> _SHORT EXERCISE_
From the first line of the listing below to the line with "w-[750px] h-[1624px] overflow-hidden", print each line exactly, and nothing more. Leave out the pictures.

> _SOURCE MATERIAL_
○ ○ ○ ○ ○ ○ ○

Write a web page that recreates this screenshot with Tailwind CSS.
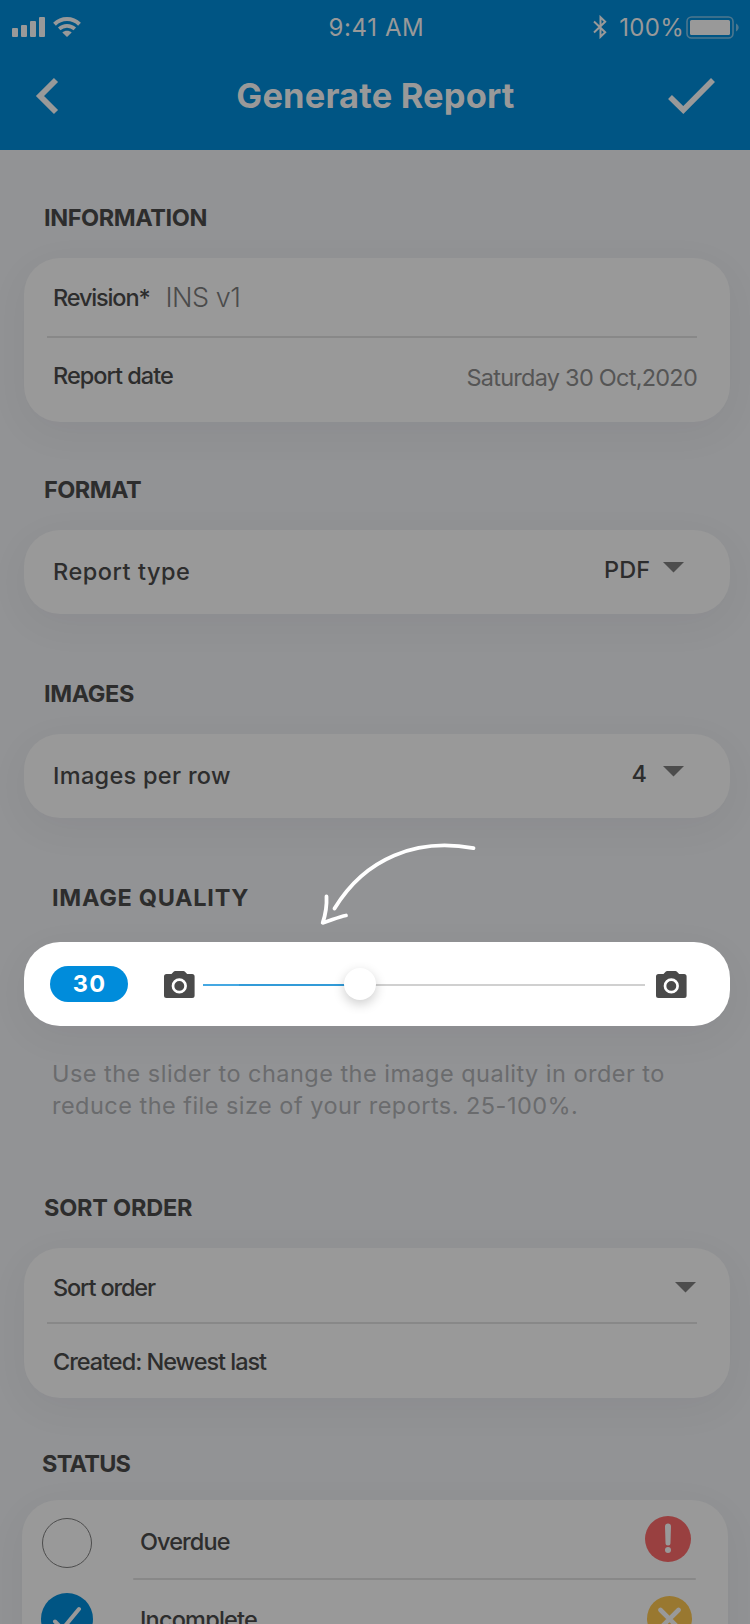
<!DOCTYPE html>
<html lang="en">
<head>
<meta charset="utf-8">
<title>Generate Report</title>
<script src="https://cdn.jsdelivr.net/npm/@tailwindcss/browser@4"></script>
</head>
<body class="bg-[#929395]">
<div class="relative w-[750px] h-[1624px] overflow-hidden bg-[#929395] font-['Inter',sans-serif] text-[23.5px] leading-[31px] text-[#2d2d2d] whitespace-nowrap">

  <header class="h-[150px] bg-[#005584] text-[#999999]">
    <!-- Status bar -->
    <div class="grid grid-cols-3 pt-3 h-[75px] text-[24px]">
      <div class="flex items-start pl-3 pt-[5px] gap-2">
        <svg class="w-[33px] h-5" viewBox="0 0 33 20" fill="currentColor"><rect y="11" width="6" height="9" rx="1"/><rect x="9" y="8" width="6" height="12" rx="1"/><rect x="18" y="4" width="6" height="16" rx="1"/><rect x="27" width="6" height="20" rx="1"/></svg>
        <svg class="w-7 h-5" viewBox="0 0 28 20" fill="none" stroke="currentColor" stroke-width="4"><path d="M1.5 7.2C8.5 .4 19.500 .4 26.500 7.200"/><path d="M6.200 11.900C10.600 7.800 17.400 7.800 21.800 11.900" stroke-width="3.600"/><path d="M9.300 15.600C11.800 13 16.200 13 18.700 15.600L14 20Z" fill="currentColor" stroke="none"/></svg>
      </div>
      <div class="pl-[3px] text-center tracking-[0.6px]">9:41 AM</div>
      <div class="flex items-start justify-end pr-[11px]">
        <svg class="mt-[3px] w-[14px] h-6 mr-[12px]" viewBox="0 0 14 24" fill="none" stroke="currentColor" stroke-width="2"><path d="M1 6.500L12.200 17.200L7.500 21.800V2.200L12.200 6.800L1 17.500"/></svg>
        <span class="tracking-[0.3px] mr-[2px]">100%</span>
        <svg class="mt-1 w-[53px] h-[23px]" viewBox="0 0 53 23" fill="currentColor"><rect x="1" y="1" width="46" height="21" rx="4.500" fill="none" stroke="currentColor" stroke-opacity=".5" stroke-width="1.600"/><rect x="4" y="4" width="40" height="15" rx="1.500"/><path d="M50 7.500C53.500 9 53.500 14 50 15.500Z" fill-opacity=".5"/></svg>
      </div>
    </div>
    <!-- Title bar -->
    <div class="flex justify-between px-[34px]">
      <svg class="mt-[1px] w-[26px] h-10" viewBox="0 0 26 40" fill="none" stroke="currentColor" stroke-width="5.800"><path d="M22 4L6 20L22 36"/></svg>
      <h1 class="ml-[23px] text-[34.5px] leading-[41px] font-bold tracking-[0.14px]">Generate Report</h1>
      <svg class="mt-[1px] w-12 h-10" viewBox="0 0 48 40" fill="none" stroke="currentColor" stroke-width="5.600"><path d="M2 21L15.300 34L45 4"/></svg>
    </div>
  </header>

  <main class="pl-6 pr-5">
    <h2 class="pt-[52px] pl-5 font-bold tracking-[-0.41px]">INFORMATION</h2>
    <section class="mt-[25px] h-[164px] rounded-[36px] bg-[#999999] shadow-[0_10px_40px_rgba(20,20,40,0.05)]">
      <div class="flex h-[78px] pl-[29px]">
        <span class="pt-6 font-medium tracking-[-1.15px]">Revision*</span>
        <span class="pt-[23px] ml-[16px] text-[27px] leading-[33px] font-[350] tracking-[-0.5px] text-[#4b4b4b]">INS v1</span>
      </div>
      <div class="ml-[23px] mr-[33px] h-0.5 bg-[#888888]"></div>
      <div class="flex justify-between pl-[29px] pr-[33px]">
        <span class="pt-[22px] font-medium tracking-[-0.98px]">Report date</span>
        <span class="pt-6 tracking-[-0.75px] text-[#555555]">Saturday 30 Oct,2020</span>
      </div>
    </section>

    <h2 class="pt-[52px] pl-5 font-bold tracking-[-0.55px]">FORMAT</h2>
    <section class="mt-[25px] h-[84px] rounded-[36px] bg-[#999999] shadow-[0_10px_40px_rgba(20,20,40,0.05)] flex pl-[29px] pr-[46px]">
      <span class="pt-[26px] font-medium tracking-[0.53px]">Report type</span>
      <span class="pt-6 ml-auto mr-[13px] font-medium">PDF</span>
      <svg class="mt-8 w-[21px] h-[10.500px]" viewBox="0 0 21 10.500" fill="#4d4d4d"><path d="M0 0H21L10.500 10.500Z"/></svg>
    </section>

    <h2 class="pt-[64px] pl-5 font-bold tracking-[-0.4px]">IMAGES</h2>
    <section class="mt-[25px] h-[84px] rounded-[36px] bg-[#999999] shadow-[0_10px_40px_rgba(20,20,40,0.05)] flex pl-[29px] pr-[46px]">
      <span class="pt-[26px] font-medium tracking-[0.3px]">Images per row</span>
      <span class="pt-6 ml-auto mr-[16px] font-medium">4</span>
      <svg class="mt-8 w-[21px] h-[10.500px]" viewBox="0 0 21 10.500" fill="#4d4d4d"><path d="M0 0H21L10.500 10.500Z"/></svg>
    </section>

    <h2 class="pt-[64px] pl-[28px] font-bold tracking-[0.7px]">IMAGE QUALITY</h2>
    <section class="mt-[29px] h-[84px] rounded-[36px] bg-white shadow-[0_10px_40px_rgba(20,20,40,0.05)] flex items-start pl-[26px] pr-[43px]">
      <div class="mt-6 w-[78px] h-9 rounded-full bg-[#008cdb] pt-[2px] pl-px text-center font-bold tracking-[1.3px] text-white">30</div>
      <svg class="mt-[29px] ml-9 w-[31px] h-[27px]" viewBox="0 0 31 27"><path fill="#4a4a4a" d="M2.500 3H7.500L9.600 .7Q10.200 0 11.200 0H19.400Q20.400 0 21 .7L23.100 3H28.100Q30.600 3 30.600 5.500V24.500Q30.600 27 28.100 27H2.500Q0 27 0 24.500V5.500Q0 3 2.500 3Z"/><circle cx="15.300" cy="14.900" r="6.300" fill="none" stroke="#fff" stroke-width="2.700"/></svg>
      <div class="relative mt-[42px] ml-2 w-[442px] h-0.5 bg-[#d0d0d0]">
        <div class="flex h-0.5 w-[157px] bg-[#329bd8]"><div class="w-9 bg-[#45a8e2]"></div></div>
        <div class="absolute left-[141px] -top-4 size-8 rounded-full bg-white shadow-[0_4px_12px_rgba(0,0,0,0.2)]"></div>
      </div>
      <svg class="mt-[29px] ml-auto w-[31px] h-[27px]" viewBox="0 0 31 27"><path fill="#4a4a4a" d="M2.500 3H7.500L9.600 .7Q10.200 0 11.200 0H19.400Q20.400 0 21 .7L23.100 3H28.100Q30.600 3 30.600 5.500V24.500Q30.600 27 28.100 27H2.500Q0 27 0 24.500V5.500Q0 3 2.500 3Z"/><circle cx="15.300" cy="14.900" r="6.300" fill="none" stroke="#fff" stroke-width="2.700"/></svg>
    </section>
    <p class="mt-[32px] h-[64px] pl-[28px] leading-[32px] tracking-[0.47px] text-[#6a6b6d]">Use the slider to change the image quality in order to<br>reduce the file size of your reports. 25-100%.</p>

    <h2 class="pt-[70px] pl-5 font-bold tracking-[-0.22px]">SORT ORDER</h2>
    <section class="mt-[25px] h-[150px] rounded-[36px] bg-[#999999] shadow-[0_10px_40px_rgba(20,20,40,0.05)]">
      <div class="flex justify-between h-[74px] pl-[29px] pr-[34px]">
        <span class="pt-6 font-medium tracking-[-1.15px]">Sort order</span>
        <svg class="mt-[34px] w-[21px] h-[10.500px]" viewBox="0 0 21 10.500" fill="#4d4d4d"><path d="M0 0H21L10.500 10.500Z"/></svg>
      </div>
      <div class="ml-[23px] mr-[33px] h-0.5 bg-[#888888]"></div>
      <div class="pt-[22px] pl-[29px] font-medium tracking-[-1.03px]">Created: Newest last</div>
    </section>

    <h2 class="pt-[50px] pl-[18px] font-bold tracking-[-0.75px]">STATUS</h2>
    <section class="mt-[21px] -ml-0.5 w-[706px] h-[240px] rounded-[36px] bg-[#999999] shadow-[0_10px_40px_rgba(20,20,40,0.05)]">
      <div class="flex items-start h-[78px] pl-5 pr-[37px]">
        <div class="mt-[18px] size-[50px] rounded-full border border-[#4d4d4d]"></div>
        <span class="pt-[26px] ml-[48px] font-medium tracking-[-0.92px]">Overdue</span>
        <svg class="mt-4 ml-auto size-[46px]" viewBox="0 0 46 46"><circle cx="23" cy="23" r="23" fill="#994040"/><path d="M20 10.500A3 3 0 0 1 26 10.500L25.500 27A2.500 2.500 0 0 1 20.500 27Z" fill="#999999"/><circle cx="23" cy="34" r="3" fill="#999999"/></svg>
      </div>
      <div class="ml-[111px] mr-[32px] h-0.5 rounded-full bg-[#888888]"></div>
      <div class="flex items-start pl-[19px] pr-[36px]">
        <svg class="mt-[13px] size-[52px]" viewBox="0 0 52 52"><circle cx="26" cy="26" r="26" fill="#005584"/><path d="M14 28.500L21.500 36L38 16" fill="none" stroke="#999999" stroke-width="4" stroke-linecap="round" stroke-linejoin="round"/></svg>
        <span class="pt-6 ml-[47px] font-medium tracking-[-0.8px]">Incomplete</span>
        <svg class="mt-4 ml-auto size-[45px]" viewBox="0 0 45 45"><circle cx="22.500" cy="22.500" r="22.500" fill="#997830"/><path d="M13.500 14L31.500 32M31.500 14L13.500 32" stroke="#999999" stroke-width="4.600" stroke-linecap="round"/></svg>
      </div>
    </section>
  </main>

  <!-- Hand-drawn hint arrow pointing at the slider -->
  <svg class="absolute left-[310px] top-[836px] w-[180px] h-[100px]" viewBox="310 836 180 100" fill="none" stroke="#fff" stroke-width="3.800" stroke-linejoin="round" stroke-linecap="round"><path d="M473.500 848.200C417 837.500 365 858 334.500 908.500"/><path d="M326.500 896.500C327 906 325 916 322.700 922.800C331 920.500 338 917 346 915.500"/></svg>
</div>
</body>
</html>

○ ○ ○ ○ ○ ○ ○

> _OUTPUT_
Write a web page that recreates this screenshot with Tailwind CSS.
<!DOCTYPE html>
<html lang="en">
<head>
<meta charset="utf-8">
<title>Generate Report</title>
<script src="https://cdn.jsdelivr.net/npm/@tailwindcss/browser@4"></script>
</head>
<body class="bg-[#929395]">
<div class="relative w-[750px] h-[1624px] overflow-hidden bg-[#929395] font-['Inter',sans-serif] text-[23.5px] leading-[31px] text-[#2d2d2d] whitespace-nowrap">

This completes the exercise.